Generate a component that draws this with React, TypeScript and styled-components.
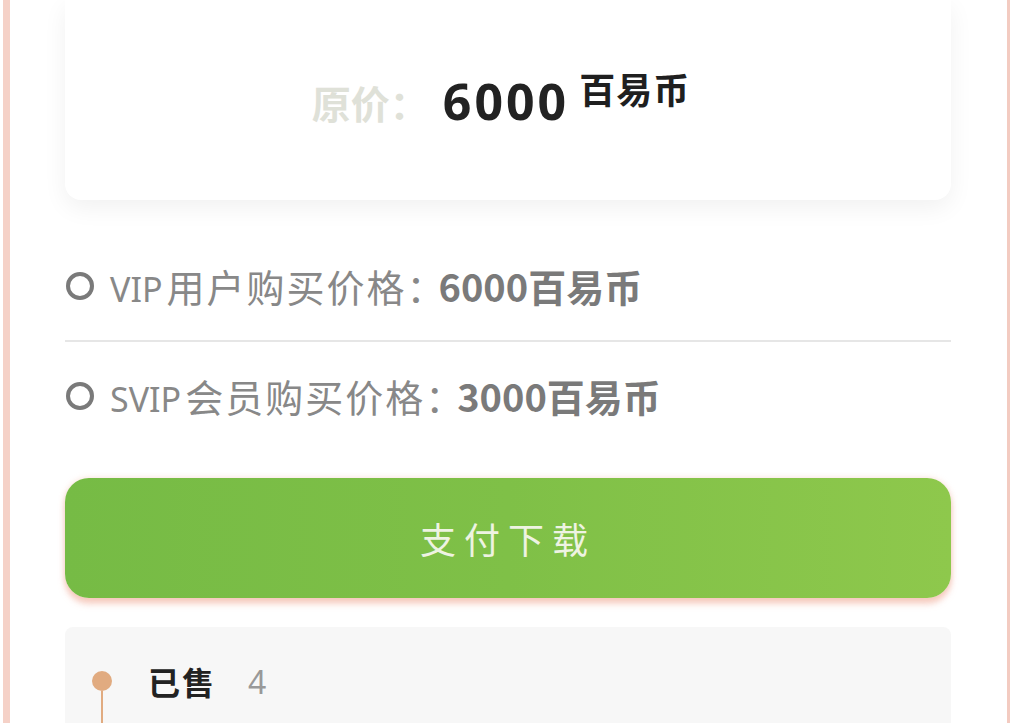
import styled, { createGlobalStyle } from "styled-components";

const GlobalStyle = createGlobalStyle`
    html, body {
        margin: 0;
        padding: 0;
        background: #ffffff;
        overflow: hidden;
    }
    body {
        font-family: "Noto Sans", "Noto Sans CJK SC", sans-serif;
    }
`;

const Shell = styled.div`
    margin-left: 3px;
    height: 723px;
    border-left: 7px solid #f5d1c7;
    border-right: 3px solid #f3cbc1;
    background: #ffffff;
    padding: 0 56px 0 55px;
    overflow: hidden;
`;

const PriceCard = styled.div`
    height: 200px;
    display: flex;
    align-items: center;
    justify-content: center;
    background: #ffffff;
    border-radius: 0 0 16px 16px;
    box-shadow: 0 8px 24px rgba(0, 0, 0, 0.06);
    padding-right: 14px;
`;

const PriceLabel = styled.span`
    font-family: "Noto Sans CJK SC", sans-serif;
    font-size: 39px;
    font-weight: 700;
    color: #dfe1d8;
    margin-top: 4px;
    margin-right: 14px;
`;

const PriceValue = styled.span`
    font-family: "Noto Sans", "Noto Sans CJK SC", sans-serif;
    font-size: 50px;
    font-weight: 700;
    color: #222222;
    letter-spacing: 3px;
    margin-top: 2px;
`;

const PriceUnit = styled.span`
    font-family: "Noto Sans CJK SC", sans-serif;
    font-size: 36px;
    font-weight: 700;
    color: #1f1f1f;
    margin-left: 10px;
    margin-top: -24px;
    letter-spacing: 1px;
`;

const OptionRow = styled.div`
    height: 108px;
    display: flex;
    align-items: center;
    gap: 16px;
    padding-left: 1px;
`;

const Radio = styled.span`
    width: 20px;
    height: 20px;
    border: 4px solid #7a7a7a;
    border-radius: 50%;
    flex-shrink: 0;
`;

const OptionText = styled.span`
    font-family: "Noto Sans CJK SC", sans-serif;
    font-size: 38px;
    color: #888888;
    letter-spacing: 2px;
    line-height: 1;
`;

const Latin = styled.span`
    font-family: "Noto Sans", sans-serif;
    font-size: 34px;
    letter-spacing: 0;
    margin-right: 4px;
`;

const OptionPrice = styled.b`
    color: #7a7a7a;
    font-weight: 700;
    letter-spacing: 0;
    margin-left: -8px;
`;

const Divider = styled.div`
    height: 2px;
    background: #e6e6e6;
`;

const FirstRow = styled(OptionRow)`
    margin-top: 32px;
`;

const PayButton = styled.button`
    display: flex;
    align-items: center;
    justify-content: center;
    width: 100%;
    height: 120px;
    margin-top: 28px;
    border: none;
    border-radius: 24px;
    background: linear-gradient(90deg, #76bb45 0%, #7fc047 50%, #8ec84c 100%);
    box-shadow: 0 6px 6px rgba(240, 170, 150, 0.55), 0 0 6px rgba(240, 180, 160, 0.4);
    font-family: "Noto Sans CJK SC", sans-serif;
    font-size: 36px;
    letter-spacing: 8px;
    color: #eef3e2;
    cursor: pointer;
`;

const SalesPanel = styled.div`
    margin-top: 29px;
    height: 120px;
    background: #f7f7f7;
    border-radius: 8px 8px 0 0;
    padding: 31px 0 0 27px;
    box-sizing: border-box;
`;

const SalesRow = styled.div`
    display: flex;
    align-items: center;
`;

const Marker = styled.div`
    position: relative;
    width: 20px;
    height: 20px;
    border-radius: 50%;
    background: #e1ab80;
    margin-right: 36px;

    &::after {
        content: "";
        position: absolute;
        left: 9px;
        top: 20px;
        width: 2px;
        height: 80px;
        background: #e1ab80;
    }
`;

const SalesLabel = styled.span`
    font-family: "Noto Sans CJK SC", sans-serif;
    font-size: 32px;
    font-weight: 700;
    color: #222222;
    letter-spacing: 2px;
`;

const SalesCount = styled.span`
    font-family: "Noto Sans", sans-serif;
    font-size: 32px;
    color: #999999;
    margin-left: 32px;
`;

const App = () => {
    return (
        <>
            <GlobalStyle />
            <Shell>
                <PriceCard>
                    <PriceLabel>原价：</PriceLabel>
                    <PriceValue>6000</PriceValue>
                    <PriceUnit>百易币</PriceUnit>
                </PriceCard>
                <FirstRow>
                    <Radio />
                    <OptionText><Latin>VIP</Latin>用户购买价格：<OptionPrice>6000百易币</OptionPrice></OptionText>
                </FirstRow>
                <Divider />
                <OptionRow>
                    <Radio />
                    <OptionText><Latin>SVIP</Latin>会员购买价格：<OptionPrice>3000百易币</OptionPrice></OptionText>
                </OptionRow>
                <PayButton>支付下载</PayButton>
                <SalesPanel>
                    <SalesRow>
                        <Marker />
                        <SalesLabel>已售</SalesLabel>
                        <SalesCount>4</SalesCount>
                    </SalesRow>
                </SalesPanel>
            </Shell>
        </>
    );
};

export default App;
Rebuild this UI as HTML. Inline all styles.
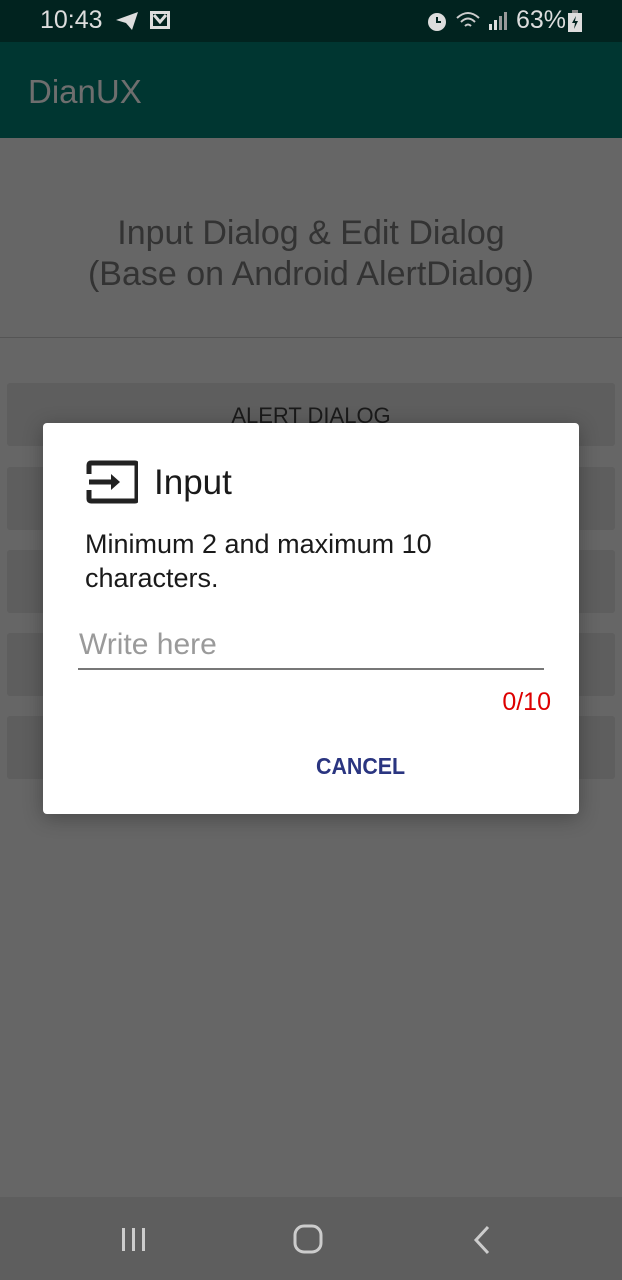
<!DOCTYPE html>
<html><head><meta charset="utf-8"><style>
*{margin:0;padding:0;box-sizing:border-box}
body{width:622px;height:1280px;overflow:hidden;background:#666;font-family:"Liberation Sans",sans-serif;position:relative}
.abs{position:absolute}
.sb{top:0;left:0;width:622px;height:42px;background:#01231f;color:#ddd;font-size:25px}
.tb{top:42px;left:0;width:622px;height:96px;background:#003631}
.btn{left:7px;width:608px;height:63px;background:#5e5e5e;border-radius:3px}
.nav{top:1197px;left:0;width:622px;height:83px;background:#5e5e5e}
.dlg{left:43px;top:423px;width:536px;height:391px;background:#fff;border-radius:4px;box-shadow:0 4px 20px rgba(0,0,0,.3)}
</style></head><body>
<div class="abs sb">
<span class="abs" style="left:40px;top:6px">10:43</span>
<svg class="abs" style="left:114px;top:10px" width="26" height="22" viewBox="0 0 26 22"><path d="M2 10 L24 2 L18 20 L12 13 Z" fill="#ddd"/></svg>
<svg class="abs" style="left:150px;top:11px" width="20" height="18" viewBox="0 0 20 18"><rect x="1.5" y="1.5" width="17" height="15" fill="none" stroke="#ddd" stroke-width="3"/><path d="M4 4 L10 11 L16 4" fill="none" stroke="#ddd" stroke-width="3"/></svg>
<svg class="abs" style="left:425px;top:9px" width="24" height="24" viewBox="0 0 24 24"><circle cx="12" cy="13" r="9" fill="#ddd"/><path d="M12 8v5h4" stroke="#01231f" stroke-width="2" fill="none"/></svg>
<svg class="abs" style="left:455px;top:10px" width="52" height="22" viewBox="0 0 52 22"><path d="M2 8 Q13 -2 24 8 M6 12 Q13 5 20 12 M10 16 Q13 13 16 16" stroke="#ccc" stroke-width="2" fill="none"/><rect x="34" y="14" width="3" height="6" fill="#ddd"/><rect x="39" y="10" width="3" height="10" fill="#ddd"/><rect x="44" y="6" width="3" height="14" fill="#999"/><rect x="49" y="2" width="3" height="18" fill="#999"/></svg>
<span class="abs" style="left:516px;top:6px">63%</span>
<svg class="abs" style="left:567px;top:9px" width="16" height="24" viewBox="0 0 16 24"><rect x="1" y="4" width="14" height="19" fill="#ddd"/><rect x="5" y="1" width="6" height="3" fill="#888"/><path d="M9 7 L5 14 H8 L7 20 L11 12 H8Z" fill="#01231f"/></svg>
</div>
<div class="abs tb"><span class="abs" style="left:28px;top:31px;font-size:33px;color:#6e6e6e">DianUX</span></div>
<div class="abs" style="top:213px;left:0;width:622px;text-align:center;font-size:34px;line-height:41px;color:#333">Input Dialog &amp; Edit Dialog<br>(Base on Android AlertDialog)</div>
<div class="abs" style="top:337px;left:0;width:622px;height:1px;background:#555"></div>
<div class="abs btn" style="top:383px"><div style="text-align:center;font-size:22px;color:#1a1a1a;padding-top:20px">ALERT DIALOG</div></div>
<div class="abs btn" style="top:467px"></div>
<div class="abs btn" style="top:550px"></div>
<div class="abs btn" style="top:633px"></div>
<div class="abs btn" style="top:716px"></div>
<div class="abs dlg">
<svg class="abs" style="left:43px;top:37px" width="52" height="44" viewBox="0 0 52 44"><path d="M3 14 V5 Q3 3 5 3 H49 Q51 3 51 5 V39 Q51 41 49 41 H5 Q3 41 3 39 V30" fill="none" stroke="#222" stroke-width="5"/><path d="M3 22 H30" stroke="#222" stroke-width="5"/><path d="M25 14 L34 22 L25 30Z" fill="#222"/></svg>
<span class="abs" style="left:111px;top:40px;font-size:35px;color:#1a1a1a">Input</span>
<div class="abs" style="left:42px;top:104px;font-size:27px;line-height:34px;color:#1a1a1a">Minimum 2 and maximum 10<br>characters.</div>
<span class="abs" style="left:36px;top:205px;font-size:30px;color:#9a9a9a">Write here</span>
<div class="abs" style="left:35px;top:245px;width:466px;height:2px;background:#777"></div>
<span class="abs" style="right:28px;top:265px;font-size:25px;color:#d00">0/10</span>
<span class="abs" style="left:273px;top:330px;font-size:23px;color:#2a3580;font-weight:bold;transform:scaleX(.93);transform-origin:left">CANCEL</span>
</div>
<div class="abs nav">
<svg class="abs" style="left:120px;top:30px" width="30" height="26"><rect x="2" y="1" width="3" height="23" fill="#ccc"/><rect x="12" y="1" width="3" height="23" fill="#ccc"/><rect x="22" y="1" width="3" height="23" fill="#ccc"/></svg>
<svg class="abs" style="left:293px;top:27px" width="30" height="30"><rect x="2" y="2" width="26" height="26" rx="9" fill="none" stroke="#ccc" stroke-width="3"/></svg>
<svg class="abs" style="left:472px;top:28px" width="20" height="30"><path d="M16 2 L4 15 L16 28" fill="none" stroke="#ccc" stroke-width="3"/></svg>
</div>
</body></html>
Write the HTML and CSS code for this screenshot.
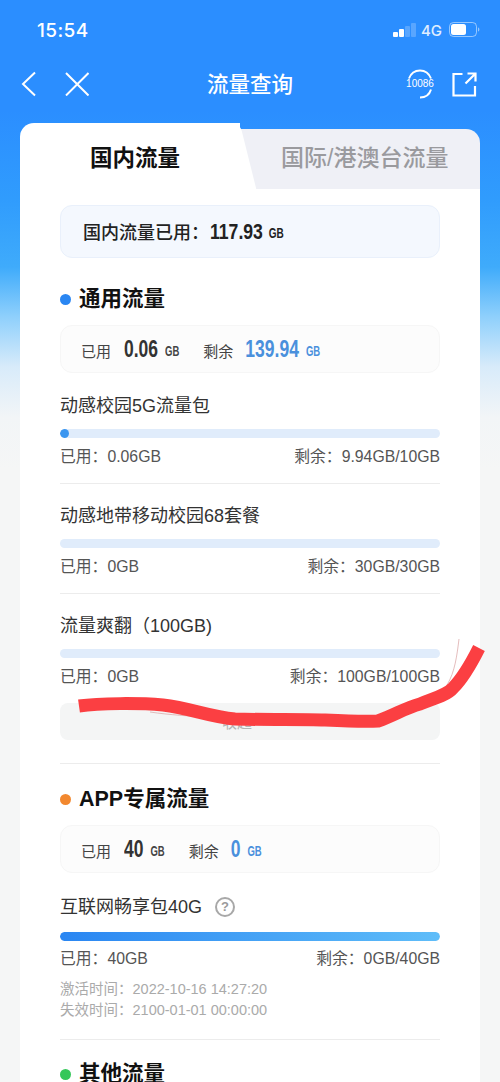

▬▬▬▬▬▬

### Request:
Identify each line of the material where the word "components" shows up, and copy it.

### Task solution:
Generate a component that draws this with React, TypeScript and styled-components.
import styled, { createGlobalStyle } from "styled-components";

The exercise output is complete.